Après avoir éprouvé plusieurs logiciels, ASTAP sort du lot pour sa capacité à exploiter facilement toute planche FITS :
- Il reconnaît automatiquement la/les comète(s) ou l’/les astéroïde(s) présents dans le champ à partir des données MPC
- Il reconnaît automatiquement la variable à mesurer dans le champ
- Il permet d’extraire en un clic sur le centroïde les coordonnées AD et DEC de la comète ou de l’astéroïde
- Il permet d’estimer la magnitude moyenne de tout objet (comète, astéroïde, amas d’étoiles, nébuleuse, étoile variable,…)

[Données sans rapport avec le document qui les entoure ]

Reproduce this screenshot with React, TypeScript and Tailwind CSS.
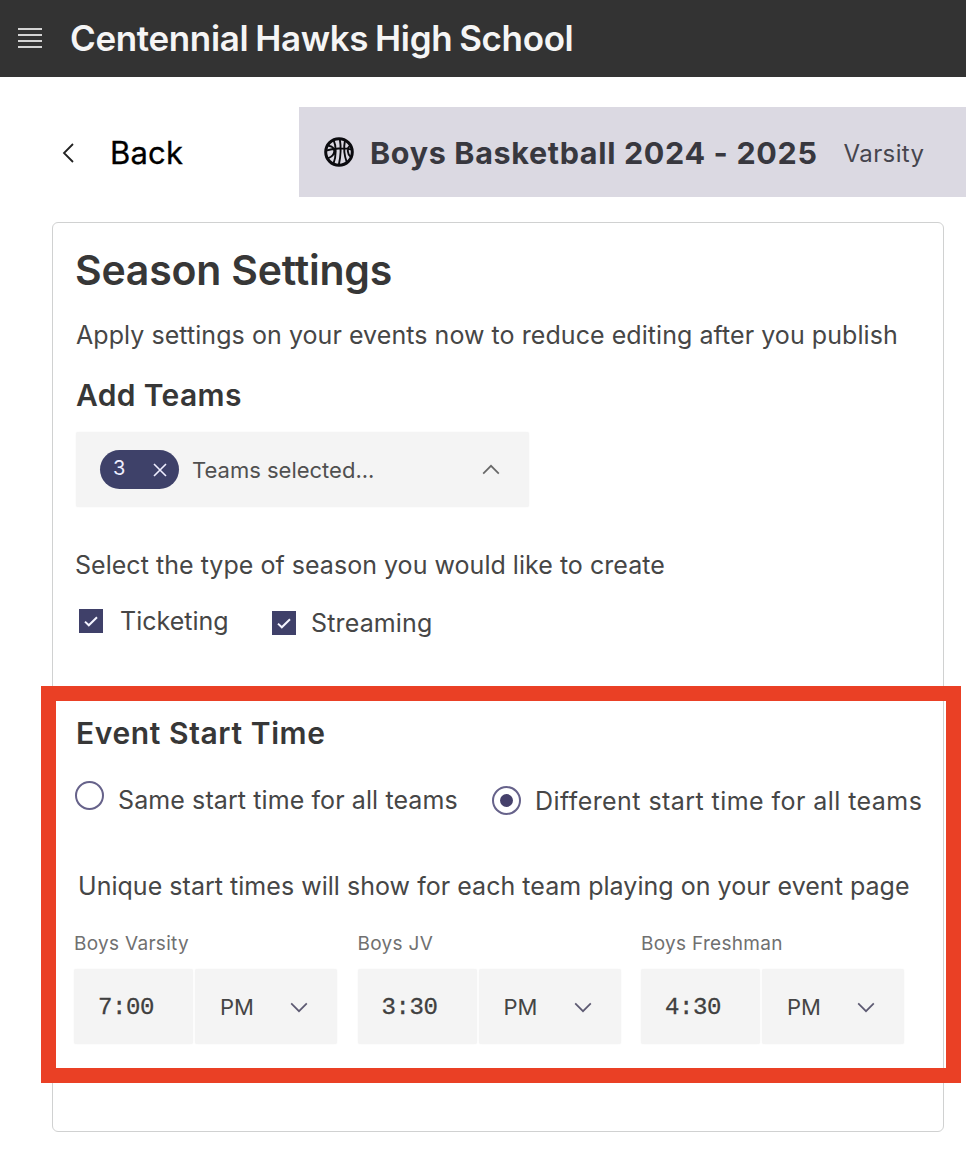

- Il permet d’estimer en une seule passe la magnitude de la presque intégralité des étoiles présentes dans le champ et la magnitude maximale moyenne atteinte par le Seestar dans n’importe quelle planche FITS
- Il possède une fonction « unknown stars » qui permettrait en théorie de comparer un champ d’étoiles photographié avec les catalogues les plus riches/élaborés et d’annoter automatiquement une étoile éventuellement inconnue comme une anomalie dans l’image. Fonction ayant été élaborée pour repérer les supernovae éventuelles (déjà découvertes ou nouvelles) dans des clichés de galaxies notamment.
C’est le point 5 qui s’avère le plus intéressant dans mes premières analyses sur trois planches produites dans la nuit du 13 au 14 juillet 2024 car pouvoir faire de la science avec le Seestar, ceci nécessite déjà que le rapport magnitude max atteinte/temps de pose y soit favorable. Rappelons que optiquement, le Seestar est équivalent à une lunette apochromatique triplet ED de 50 mm d’ouverture ouverte à f/5, ce qui n’est déjà pas mauvais sur le papier mais dans la pratique, ça donne quoi finalement ? 😉
Tout d’abord, pour la photométrie, il faudra dissocier les canaux R, V et B de la planche FITS couleur brute du Seestar à partir d’un logiciel comme Siril ou IRIS. On ne conservera alors pour la photométrie que la couche V pour le logiciel ASTAP, qui présente une réponse assez proche de l’étalonnage V-Johnson des catalogues photométriques, couramment utilisé avec un capteur monochrome. Petit détail qui n’en est pas un car ceci garantira la fiabilité des mesures.
Grâce au logiciel ASTAP, on notera que le Seestar S50 fait parfaitement le boulot. Il monte facilement à la 16ème magnitude voire 17ème en seulement une petite dizaine de minutes de pose cumulées en poses unitaires de 20 secondes (selon la richesse du champ étoilé), ce qui le prédispose effectivement à des travaux sérieux expéditifs qui dépassent complètement le cadre de petit télescope intelligent gadget pour débutants dans lequel la description commerciale habituelle des revendeurs a plutôt nette tendance à l’enfermer. Pour moins de 700 euros, l’analyse est très heureuse pour un appareil de ce gabarit.
Pour rappel : un télescope de 200 mm permet d’entrevoir visuellement en théorie seulement jusqu’à la 13ème magnitude.
« Petit mais costaud » comme dirait l’un de mes camarades de l’Uranoscope ! 😉 🙂
Le solaire
Le Seestar S50 permet de photographier le soleil avec un filtre polymère de très bonne qualité livré de série, fort proche de l’astrosolar. En filmant en AVI RAW sans compression à 1,5 Go/minute, il existe un moyen très efficace d’obtenir avec le Seestar des images solaires très bien résolues par alignement, empilement et traitement par ondelettes. Comme pour le stellaire, il existe toutefois un logiciel permettant d’en tirer beaucoup plus que de superbes images solaires : WinJupos. J’ai pris connaissance de l’existence de ce logiciel dès 2005, quand il s’agissait de dérotation et d’analyse des images de Jupiter comme de Saturne auprès d’un certain Christophe Pellier, devenu depuis une véritable renommée dans ce domaine pour justement ne pas se suffire seulement à l’image mais d’être capable de les comprendre, de les décoder d’un point de vue scientifique. WinJupos s’est donc fait un nom dans la sphère astronomique, surtout pour les trois planètes que sont Mars, Jupiter et Saturne mais on a tendance à oublier qu’il permet aussi de faire parler les images solaires quand il s’agit d’analyser une seule image ou une série d’images solaires du disque entier prises à plusieurs jours d’intervalle. Notamment mesurer des élongations, des dérives et la taille d’un groupe de taches.
Il faut indiquer à WinJupos quelques informations comme l’échantillonnage, la taille d’un pixel du capteur, le diamètre de l’instrument, sa focale. Ainsi, avec la plus grande facilité, on peut déterminer à titre indicatif la longueur kilométrique supposée du groupe de taches solaires le plus spectaculaire du dimanche 14 juillet soit environ 260 000 km (20 fois le diamètre de la Terre !).